MELISSA SARIFFODEEN: As much as I am a techno optimist to all of this, I do think the next step is to be critical, to think critically, to challenge those practices. And it can be as big or as small. Bringing people to the table, bringing people impacted, but bringing diverse perspectives. These are the little actions that you can take.

There are big ones around how you structure learning in an organization. But if you're not there yet, I think progress is an achievement. So just to question that. Is this perpetuating the way that we've always done things? Even just recognizing that tendency for organizations and change to just reinforce the way things have always been done, I feel like you're already in a mindset to move in the right direction.

So that would be my takeaway or my ask to folks that are listening is to just think about that. Think critically about all of the things that you're doing in your business or in your personal life. What is something that's worth challenging and unlearning as you go forward?

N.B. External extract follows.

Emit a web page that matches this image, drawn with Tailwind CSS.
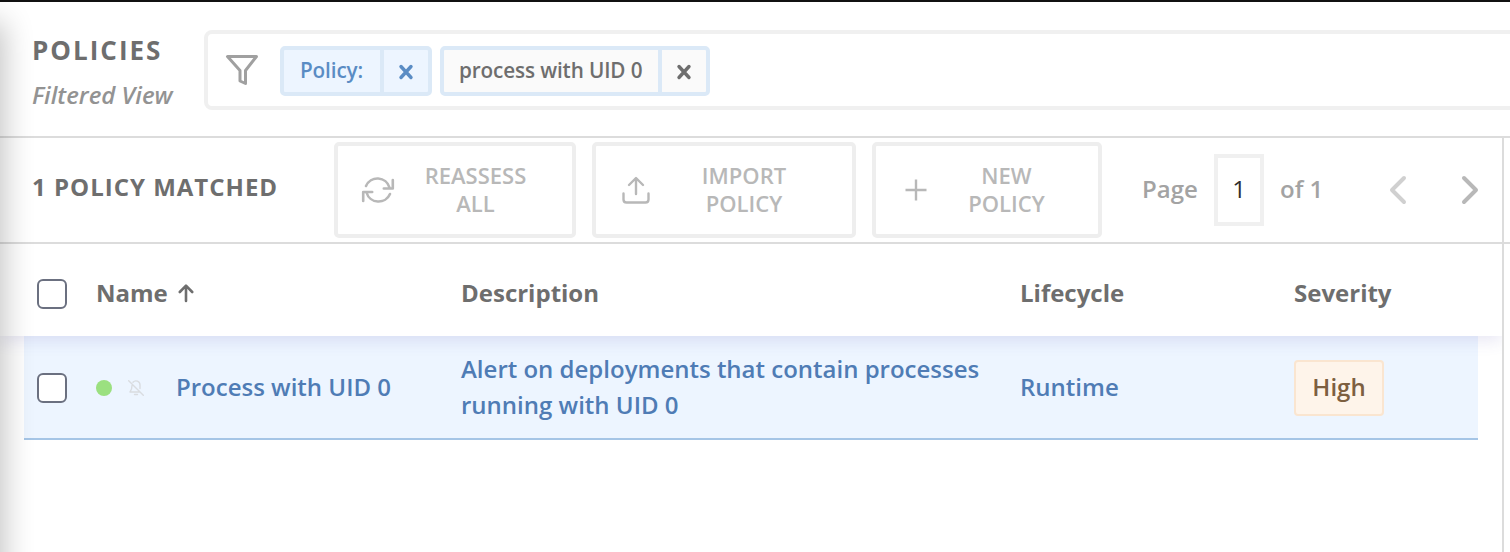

KIMBERLY NEVALA: Well, thank you so much, Melissa. This has been awesome. I love this idea of learning to unlearn and not just because the words trip off the tongue in such a nice little way. But it's something, since we've met, I've thought about even in my own life. Because it's a lot of those things you just start to do instinctively and habitually and don't think about critically in getting rid of what's not working and what's not serving you anymore.

I also really appreciate the reframing of that conversation around thinking about the technology and using the language of relationships. That clarification that it doesn't mean that we should think of it as equal or like, but that it’s the language that allows us to open that conversation. So again, really enjoyed the insights and I appreciate the time. Hopefully, we'll get you back here in the near future to talk some more about how we're doing.

MELISSA SARIFFODEEN: I'd love that. Thanks so much for having me. It was great.